Web services are services that you use over the Internet. If you have an
existing application, and you want to make the service that your application
provides available to others - either within your own organization or beyond
it - you can use Web services technologies to provide a standard Web interface
for your service. Used in this manner, Web services can be defined as middleware.
You can connect applications together no matter how each application is implemented
or where it is located.
Middleware is not new, but what is new is Web services technology and its
power to connect by using open standards. Web services operate at a level
of abstraction that is similar to the Internet; they can work with any operating
system, hardware platform or programming language that can be Web-enabled.
The core technologies on which Web services are developed and implemented
include:
- XML (Extensible
Markup Language). XML solves the problem of data independence. You use it
to describe data, and also to map that data into and out of any application
or programming language.
- Web Services for Java 2 platform,
Enterprise Edition (J2EE) specification defines the programming model
and run-time architecture for implementing Web services based on the Java
language. WebSphere Application Server Version 6.0 is supports Web Services
for J2EE Version 1.1.
If you want to know how to implement a Web service
interface to an existing application, then deploy your Web service within
the application server, see Using
Web services based on Web Services for J2EE.
- Java API for XML-Based RPC
(JAX-RPC) enables you to develop SOAP-based interoperable and portable
Web services and Web services clients. WebSphere Application Server Version
6.0 supports JAX-RPC Version 1.1.
- WSDL (Web Services Description Language). You use
this XML-based language to create a description of an underlying application.

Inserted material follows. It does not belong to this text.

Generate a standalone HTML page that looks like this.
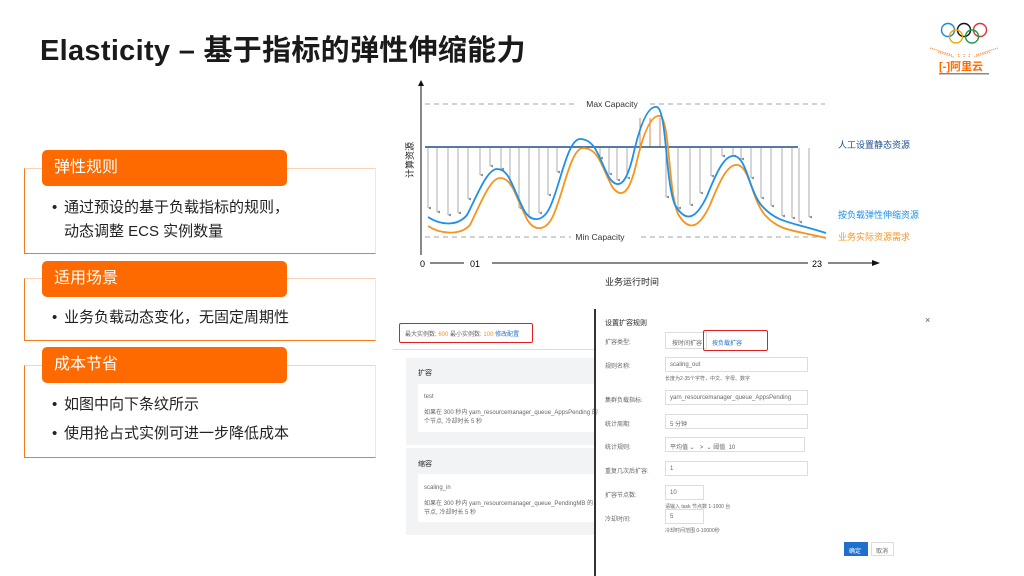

It is this description that turns an application into a Web service, by acting
as the interface between the underlying application and other Web-enabled
applications. WebSphere Application Server Version 6.0 supports WSDL Version
1.1.
- SOAP is the core communications
protocol for the Web, and most Web services use this protocol to talk to each
other. WebSphere Application Server Version 6.0 supports SOAP Version 1.1.
- SOAP with attachments API for
Java (SAAJ) is used for SOAP messaging that works behind the scenes
in the Java API for XML-based RPC (JAX-RPC) implementation. You can also use
this API to directly write SOAP messaging applications rather than using JAX-RPC.
SAAJ allows you to do XML messaging from the Java platform by making method
calls by creating, sending and consuming XML messages over the Internet. WebSphere
Application Server Version 6.0 supports SAAJ Version 1.2
WebSphere Application Server also provides other mechanisms that can help
you get the most out of your Web services:
- A private Universal Description,
Discovery and Integration (UDDI) registry
- A private UDDI registry provides a way to publish and discover information
about Web services that are available within and through your organization.
You can use it to make your Web services available to people within your organization,
or beyond your organization. A group of companies can use it to share their
Web services, or to make them available to others outside the group. At its
simplest, a private UDDI registry does for Web services what a business telephone
directory does for business addresses and telephone numbers. However, a private
UDDI registry is much more than just a directory. It needs to be in order
to harness the considerable power and flexibility of Web services. If you
publish your Web service to UDDI, you make it available for other people or
applications to discover and reuse. This saves development time, effort and
cost, and helps minimize the need to maintain several different implementations
of the same application.
- A Web Services Invocation Framework
(WSIF)
- SOAP bindings for Web services are part of the WSDL specification. So
when you think of using a Web service, you probably think of assembling a
SOAP message and sending it across the network to the service endpoint, using
some SOAP client API. The WSDL specification allows for extensibility points
which can describe alternate ways of invoking a Web service. A WSIF client
can make use of these non-SOAP descriptions to invoke a service in a more
efficient way. For example, a Web service provider might offer a SOAP binding
for the service and a local Java binding that allows you to treat the local
service implementation (a Java class) as a Web service. If the client is deployed
in the same environment as the service, then the local Java binding for the
service can be used. This provides more efficient communication with the service
by making direct Java calls rather than sending and receiving SOAP messages.
- To deploy a Web service as a WSIF-enabled service, you first develop and
deploy the Web service, then you develop the WSIF client based on the WSDL
document for that Web service.
- The Web service enablement of the service integration bus (SIBWS)
- Through the SIBWS, you can achieve the following goals:
- You can take an internal service that is available at a service destination,
and make it available as a Web service.
- You can take an external Web service, and make it available at a service
destination.
- You can use the Web services gateway to map an existing
service - either an internal service, or an external Web service - to a new
Web service that appears to be provided by the gateway.